La vida sería perfectamente inútil si yo, el poeta, no me acercara y te dijera —de varias e ingeniosas maneras— que todos tus amores, todos tus sufrimientos secretos y recuerdos queridos son potencialmente significativos, profundamente importantes e incluso inteligibles, y que tú, al fin y al cabo, querido lector, en verdad no tienes que preocuparte por nada siempre y cuando yo esté aquí, de noche y de día, preocupándome por ti.

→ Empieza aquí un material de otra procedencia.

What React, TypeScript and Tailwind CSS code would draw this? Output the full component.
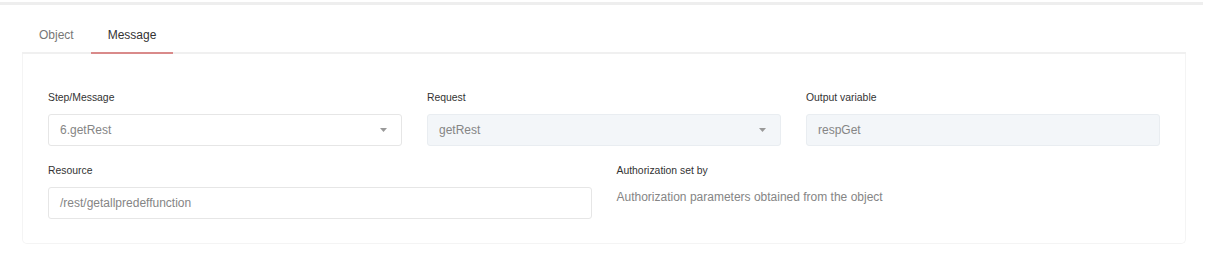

El poeta es quien se preocupa por nosotros, es todos y es nadie, es un rey y es un mendigo, es muy probablemente un tonto que no sabe qué está haciendo, es la señora sin dentadura que nos saluda desde un oscuro portal, o el niño que te acaba de dar una zancadilla, tal vez el poeta seas tú:

COMPAÑÍA SINIESTRA

Justo el otro día

en la calle concurrida

te detuviste a buscar cambio

en tus bolsillos

cuando notaste que te seguían:

ciegos, sordos, locos y sin casa,

manteniendo respetuosos

[la distancia.

¡Eres nuestro emperador!, gritaron.

¡Jefe de verdugos!

¡Gran domador de bestias salvajes!

En cuanto a tus bolsillos,

estaban agujereados

y ellos se acercaban,

tocándote por todos lados

y poniéndote una corona

[de papel.

Cuando Simic era joven, en una cena en Chicago, se puso borrachísimo, se paró al baño y ya no supo regresar a su mesa. Era un restaurante grande, estaba lleno de espejos. Podía ver a sus amigos a la distancia pero cuando se acercaba, se topaba con su propia cara en el espejo (tenía una nueva barba y no se reconocía de golpe). Se rindió y se sentó con un anciano. “Él comía en silencio y yo encendí un cigarro. Pasó el tiempo. El sitio se estaba quedan-do vacío. Al fin, el anciano se limpió la boca y me acercó su copa de vino llena, intacta. Me habría quedado con él indefinidamente si una de las mujeres de nuestro grupo no me hubiera encontrado y llevado fuera”.